* [Work to complete]:
Copy all lines below exactly as written. Leave pictures out.

* [Given data]:
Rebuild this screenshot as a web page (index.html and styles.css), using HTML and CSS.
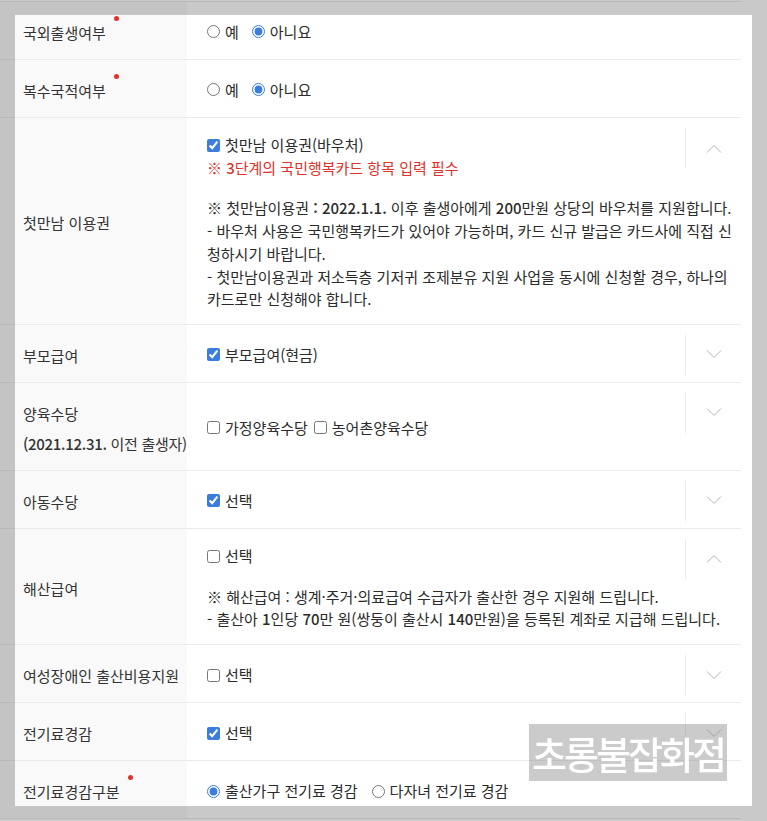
FILE: index.html
```html
<!doctype html>
<html lang="ko">
  <head>
    <meta charset="UTF-8" />
    <meta name="viewport" content="width=device-width, initial-scale=1.0" />
    <title>출산 지원 서비스 신청</title>
    <link rel="stylesheet" href="styles.css">
  </head>
  <body>
    <div class="form-table">
      <div class="form-row">
        <div class="form-label"><span class="req">국외출생여부</span></div>
        <div class="form-value">
          <div class="choice-group">
            <label class="choice"><input type="radio" name="abroad"> 예</label>
            <label class="choice"><input type="radio" name="abroad" checked> 아니요</label>
          </div>
        </div>
      </div>

      <div class="form-row">
        <div class="form-label"><span class="req">복수국적여부</span></div>
        <div class="form-value">
          <div class="choice-group">
            <label class="choice"><input type="radio" name="dual"> 예</label>
            <label class="choice"><input type="radio" name="dual" checked> 아니요</label>
          </div>
        </div>
      </div>

      <div class="form-row">
        <div class="form-label">첫만남 이용권</div>
        <div class="form-value">
          <label class="choice"><input type="checkbox" checked> 첫만남 이용권(바우처)</label>
          <p class="note-red">※ <b>3</b>단계의 국민행복카드 항목 입력 필수</p>
          <p class="desc">
            ※ 첫만남이용권 <b>: 2022.1.1.</b> 이후 출생아에게 <b>200</b>만원 상당의 바우처를 지원합니다.<br>
            - 바우처 사용은 국민행복카드가 있어야 가능하며, 카드 신규 발급은 카드사에 직접 신청하시기 바랍니다.<br>
            - 첫만남이용권과 저소득층 기저귀 조제분유 지원 사업을 동시에 신청할 경우, 하나의 카드로만 신청해야 합니다.
          </p>
          <button class="toggle" type="button" aria-label="접기">
            <svg width="16" height="9" viewBox="0 0 16 9"><polyline points="1,8.5 8,1.5 15,8.5" /></svg>
          </button>
        </div>
      </div>

      <div class="form-row">
        <div class="form-label">부모급여</div>
        <div class="form-value">
          <label class="choice"><input type="checkbox" checked> 부모급여(현금)</label>
          <button class="toggle" type="button" aria-label="펼치기">
            <svg width="16" height="9" viewBox="0 0 16 9"><polyline points="1,0.5 8,7.5 15,0.5" /></svg>
          </button>
        </div>
      </div>

      <div class="form-row">
        <div class="form-label">양육수당<br><span class="sub"><b>(2021.12.31.</b> 이전 출생자)</span></div>
        <div class="form-value">
          <div class="choice-group tight">
            <label class="choice"><input type="checkbox"> 가정양육수당</label>
            <label class="choice"><input type="checkbox"> 농어촌양육수당</label>
          </div>
          <button class="toggle" type="button" aria-label="펼치기">
            <svg width="16" height="9" viewBox="0 0 16 9"><polyline points="1,0.5 8,7.5 15,0.5" /></svg>
          </button>
        </div>
      </div>

      <div class="form-row">
        <div class="form-label">아동수당</div>
        <div class="form-value">
          <label class="choice"><input type="checkbox" checked> 선택</label>
          <button class="toggle" type="button" aria-label="펼치기">
            <svg width="16" height="9" viewBox="0 0 16 9"><polyline points="1,0.5 8,7.5 15,0.5" /></svg>
          </button>
        </div>
      </div>

      <div class="form-row">
        <div class="form-label">해산급여</div>
        <div class="form-value">
          <label class="choice"><input type="checkbox"> 선택</label>
          <p class="desc">
            ※ 해산급여 : 생계·주거·의료급여 수급자가 출산한 경우 지원해 드립니다.<br>
            - 출산아 <b>1</b>인당 <b>70</b>만 원(쌍둥이 출산시 <b>140</b>만원)을 등록된 계좌로 지급해 드립니다.
          </p>
          <button class="toggle" type="button" aria-label="접기">
            <svg width="16" height="9" viewBox="0 0 16 9"><polyline points="1,8.5 8,1.5 15,8.5" /></svg>
          </button>
        </div>
      </div>

      <div class="form-row">
        <div class="form-label">여성장애인 출산비용지원</div>
        <div class="form-value">
          <label class="choice"><input type="checkbox"> 선택</label>
          <button class="toggle" type="button" aria-label="펼치기">
            <svg width="16" height="9" viewBox="0 0 16 9"><polyline points="1,0.5 8,7.5 15,0.5" /></svg>
          </button>
        </div>
      </div>

      <div class="form-row">
        <div class="form-label">전기료경감</div>
        <div class="form-value">
          <label class="choice"><input type="checkbox" checked> 선택</label>
          <button class="toggle" type="button" aria-label="펼치기">
            <svg width="16" height="9" viewBox="0 0 16 9"><polyline points="1,0.5 8,7.5 15,0.5" /></svg>
          </button>
        </div>
      </div>

      <div class="form-row">
        <div class="form-label"><span class="req">전기료경감구분</span></div>
        <div class="form-value">
          <div class="choice-group wide">
            <label class="choice"><input type="radio" name="elec" checked> 출산가구 전기료 경감</label>
            <label class="choice"><input type="radio" name="elec"> 다자녀 전기료 경감</label>
          </div>
        </div>
      </div>
    </div>

    <div class="watermark">초롱불잡화점</div>
    <div class="capture-frame"></div>
  </body>
</html>
```

FILE: styles.css
```css
:root {
  --color-text: #2b2b2b;
  --color-label-bg: #f9f9f9;
  --color-line: #ebebeb;
  --color-red: #e0312b;
  --color-accent: #3b7ddd;
  --font-ko: "Noto Sans CJK KR", "Noto Sans", sans-serif;
}

body {
  margin: 0;
  background: #fff;
  font-family: var(--font-ko);
  font-size: 15px;
  color: var(--color-text);
}

b {
  font-weight: 500;
}

.form-table {
  width: 741px;
  margin-top: 1px;
  border-top: 1px solid var(--color-line);
}

.form-row {
  display: grid;
  grid-template-columns: 187px 1fr;
  border-bottom: 1px solid var(--color-line);
}

.form-label {
  display: flex;
  flex-direction: column;
  justify-content: center;
  padding: 16px 0 11px 23px;
  background: var(--color-label-bg);
  line-height: 30px;
  white-space: nowrap;
  color: #333;
}

.form-label .sub {
  letter-spacing: -0.3px;
}

.req {
  position: relative;
  align-self: flex-start;
}

.req::after {
  content: "";
  position: absolute;
  top: -2px;
  right: -13px;
  width: 5px;
  height: 5px;
  border-radius: 50%;
  background: var(--color-red);
}

.form-value {
  position: relative;
  display: flex;
  flex-direction: column;
  justify-content: center;
  padding: 16px 2px 13px 20px;
  line-height: 22.7px;
  word-break: break-all;
}

.form-value p {
  margin: 0;
}

.choice-group {
  display: flex;
  gap: 13px;
}

.choice-group.tight {
  gap: 6px;
}

.choice-group.wide {
  gap: 14px;
}

.choice {
  display: flex;
  align-items: center;
  gap: 4px;
}

.choice input {
  width: 13px;
  height: 13px;
  margin: 0 1px 0 0;
  accent-color: var(--color-accent);
}

.note-red {
  color: var(--color-red);
}

.desc {
  margin-top: 18px !important;
}

.toggle {
  position: absolute;
  top: 10px;
  right: 0;
  width: 56px;
  height: 40px;
  padding: 0;
  display: flex;
  align-items: center;
  justify-content: center;
  background: transparent;
  border: none;
  border-left: 1px solid #ececec;
  cursor: pointer;
}

.toggle polyline {
  fill: none;
  stroke: #b3b3b3;
  stroke-width: 1;
}

.watermark {
  position: fixed;
  left: 529px;
  top: 724px;
  width: 198px;
  height: 57px;
  display: flex;
  align-items: center;
  justify-content: center;
  background: rgba(140, 140, 140, 0.45);
  color: #fff;
  font-size: 38px;
  font-weight: 500;
  letter-spacing: -3px;
  line-height: 1;
}

.capture-frame {
  position: fixed;
  inset: 0;
  border: 15px solid rgba(0, 0, 0, 0.21);
  pointer-events: none;
}
```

* [Response]:
Rebuild this screenshot as a web page (index.html and styles.css), using HTML and CSS.
FILE: index.html
```html
<!doctype html>
<html lang="ko">
  <head>
    <meta charset="UTF-8" />
    <meta name="viewport" content="width=device-width, initial-scale=1.0" />
    <title>출산 지원 서비스 신청</title>
    <link rel="stylesheet" href="styles.css">
  </head>
  <body>
    <div class="form-table">
      <div class="form-row">
        <div class="form-label"><span class="req">국외출생여부</span></div>
        <div class="form-value">
          <div class="choice-group">
            <label class="choice"><input type="radio" name="abroad"> 예</label>
            <label class="choice"><input type="radio" name="abroad" checked> 아니요</label>
          </div>
        </div>
      </div>

      <div class="form-row">
        <div class="form-label"><span class="req">복수국적여부</span></div>
        <div class="form-value">
          <div class="choice-group">
            <label class="choice"><input type="radio" name="dual"> 예</label>
            <label class="choice"><input type="radio" name="dual" checked> 아니요</label>
          </div>
        </div>
      </div>

      <div class="form-row">
        <div class="form-label">첫만남 이용권</div>
        <div class="form-value">
          <label class="choice"><input type="checkbox" checked> 첫만남 이용권(바우처)</label>
          <p class="note-red">※ <b>3</b>단계의 국민행복카드 항목 입력 필수</p>
          <p class="desc">
            ※ 첫만남이용권 <b>: 2022.1.1.</b> 이후 출생아에게 <b>200</b>만원 상당의 바우처를 지원합니다.<br>
            - 바우처 사용은 국민행복카드가 있어야 가능하며, 카드 신규 발급은 카드사에 직접 신청하시기 바랍니다.<br>
            - 첫만남이용권과 저소득층 기저귀 조제분유 지원 사업을 동시에 신청할 경우, 하나의 카드로만 신청해야 합니다.
          </p>
          <button class="toggle" type="button" aria-label="접기">
            <svg width="16" height="9" viewBox="0 0 16 9"><polyline points="1,8.5 8,1.5 15,8.5" /></svg>
          </button>
        </div>
      </div>

      <div class="form-row">
        <div class="form-label">부모급여</div>
        <div class="form-value">
          <label class="choice"><input type="checkbox" checked> 부모급여(현금)</label>
          <button class="toggle" type="button" aria-label="펼치기">
            <svg width="16" height="9" viewBox="0 0 16 9"><polyline points="1,0.5 8,7.5 15,0.5" /></svg>
          </button>
        </div>
      </div>

      <div class="form-row">
        <div class="form-label">양육수당<br><span class="sub"><b>(2021.12.31.</b> 이전 출생자)</span></div>
        <div class="form-value">
          <div class="choice-group tight">
            <label class="choice"><input type="checkbox"> 가정양육수당</label>
            <label class="choice"><input type="checkbox"> 농어촌양육수당</label>
          </div>
          <button class="toggle" type="button" aria-label="펼치기">
            <svg width="16" height="9" viewBox="0 0 16 9"><polyline points="1,0.5 8,7.5 15,0.5" /></svg>
          </button>
        </div>
      </div>

      <div class="form-row">
        <div class="form-label">아동수당</div>
        <div class="form-value">
          <label class="choice"><input type="checkbox" checked> 선택</label>
          <button class="toggle" type="button" aria-label="펼치기">
            <svg width="16" height="9" viewBox="0 0 16 9"><polyline points="1,0.5 8,7.5 15,0.5" /></svg>
          </button>
        </div>
      </div>

      <div class="form-row">
        <div class="form-label">해산급여</div>
        <div class="form-value">
          <label class="choice"><input type="checkbox"> 선택</label>
          <p class="desc">
            ※ 해산급여 : 생계·주거·의료급여 수급자가 출산한 경우 지원해 드립니다.<br>
            - 출산아 <b>1</b>인당 <b>70</b>만 원(쌍둥이 출산시 <b>140</b>만원)을 등록된 계좌로 지급해 드립니다.
          </p>
          <button class="toggle" type="button" aria-label="접기">
            <svg width="16" height="9" viewBox="0 0 16 9"><polyline points="1,8.5 8,1.5 15,8.5" /></svg>
          </button>
        </div>
      </div>

      <div class="form-row">
        <div class="form-label">여성장애인 출산비용지원</div>
        <div class="form-value">
          <label class="choice"><input type="checkbox"> 선택</label>
          <button class="toggle" type="button" aria-label="펼치기">
            <svg width="16" height="9" viewBox="0 0 16 9"><polyline points="1,0.5 8,7.5 15,0.5" /></svg>
          </button>
        </div>
      </div>

      <div class="form-row">
        <div class="form-label">전기료경감</div>
        <div class="form-value">
          <label class="choice"><input type="checkbox" checked> 선택</label>
          <button class="toggle" type="button" aria-label="펼치기">
            <svg width="16" height="9" viewBox="0 0 16 9"><polyline points="1,0.5 8,7.5 15,0.5" /></svg>
          </button>
        </div>
      </div>

      <div class="form-row">
        <div class="form-label"><span class="req">전기료경감구분</span></div>
        <div class="form-value">
          <div class="choice-group wide">
            <label class="choice"><input type="radio" name="elec" checked> 출산가구 전기료 경감</label>
            <label class="choice"><input type="radio" name="elec"> 다자녀 전기료 경감</label>
          </div>
        </div>
      </div>
    </div>

    <div class="watermark">초롱불잡화점</div>
    <div class="capture-frame"></div>
  </body>
</html>
```

FILE: styles.css
```css
:root {
  --color-text: #2b2b2b;
  --color-label-bg: #f9f9f9;
  --color-line: #ebebeb;
  --color-red: #e0312b;
  --color-accent: #3b7ddd;
  --font-ko: "Noto Sans CJK KR", "Noto Sans", sans-serif;
}

body {
  margin: 0;
  background: #fff;
  font-family: var(--font-ko);
  font-size: 15px;
  color: var(--color-text);
}

b {
  font-weight: 500;
}

.form-table {
  width: 741px;
  margin-top: 1px;
  border-top: 1px solid var(--color-line);
}

.form-row {
  display: grid;
  grid-template-columns: 187px 1fr;
  border-bottom: 1px solid var(--color-line);
}

.form-label {
  display: flex;
  flex-direction: column;
  justify-content: center;
  padding: 16px 0 11px 23px;
  background: var(--color-label-bg);
  line-height: 30px;
  white-space: nowrap;
  color: #333;
}

.form-label .sub {
  letter-spacing: -0.3px;
}

.req {
  position: relative;
  align-self: flex-start;
}

.req::after {
  content: "";
  position: absolute;
  top: -2px;
  right: -13px;
  width: 5px;
  height: 5px;
  border-radius: 50%;
  background: var(--color-red);
}

.form-value {
  position: relative;
  display: flex;
  flex-direction: column;
  justify-content: center;
  padding: 16px 2px 13px 20px;
  line-height: 22.7px;
  word-break: break-all;
}

.form-value p {
  margin: 0;
}

.choice-group {
  display: flex;
  gap: 13px;
}

.choice-group.tight {
  gap: 6px;
}

.choice-group.wide {
  gap: 14px;
}

.choice {
  display: flex;
  align-items: center;
  gap: 4px;
}

.choice input {
  width: 13px;
  height: 13px;
  margin: 0 1px 0 0;
  accent-color: var(--color-accent);
}

.note-red {
  color: var(--color-red);
}

.desc {
  margin-top: 18px !important;
}

.toggle {
  position: absolute;
  top: 10px;
  right: 0;
  width: 56px;
  height: 40px;
  padding: 0;
  display: flex;
  align-items: center;
  justify-content: center;
  background: transparent;
  border: none;
  border-left: 1px solid #ececec;
  cursor: pointer;
}

.toggle polyline {
  fill: none;
  stroke: #b3b3b3;
  stroke-width: 1;
}

.watermark {
  position: fixed;
  left: 529px;
  top: 724px;
  width: 198px;
  height: 57px;
  display: flex;
  align-items: center;
  justify-content: center;
  background: rgba(140, 140, 140, 0.45);
  color: #fff;
  font-size: 38px;
  font-weight: 500;
  letter-spacing: -3px;
  line-height: 1;
}

.capture-frame {
  position: fixed;
  inset: 0;
  border: 15px solid rgba(0, 0, 0, 0.21);
  pointer-events: none;
}
```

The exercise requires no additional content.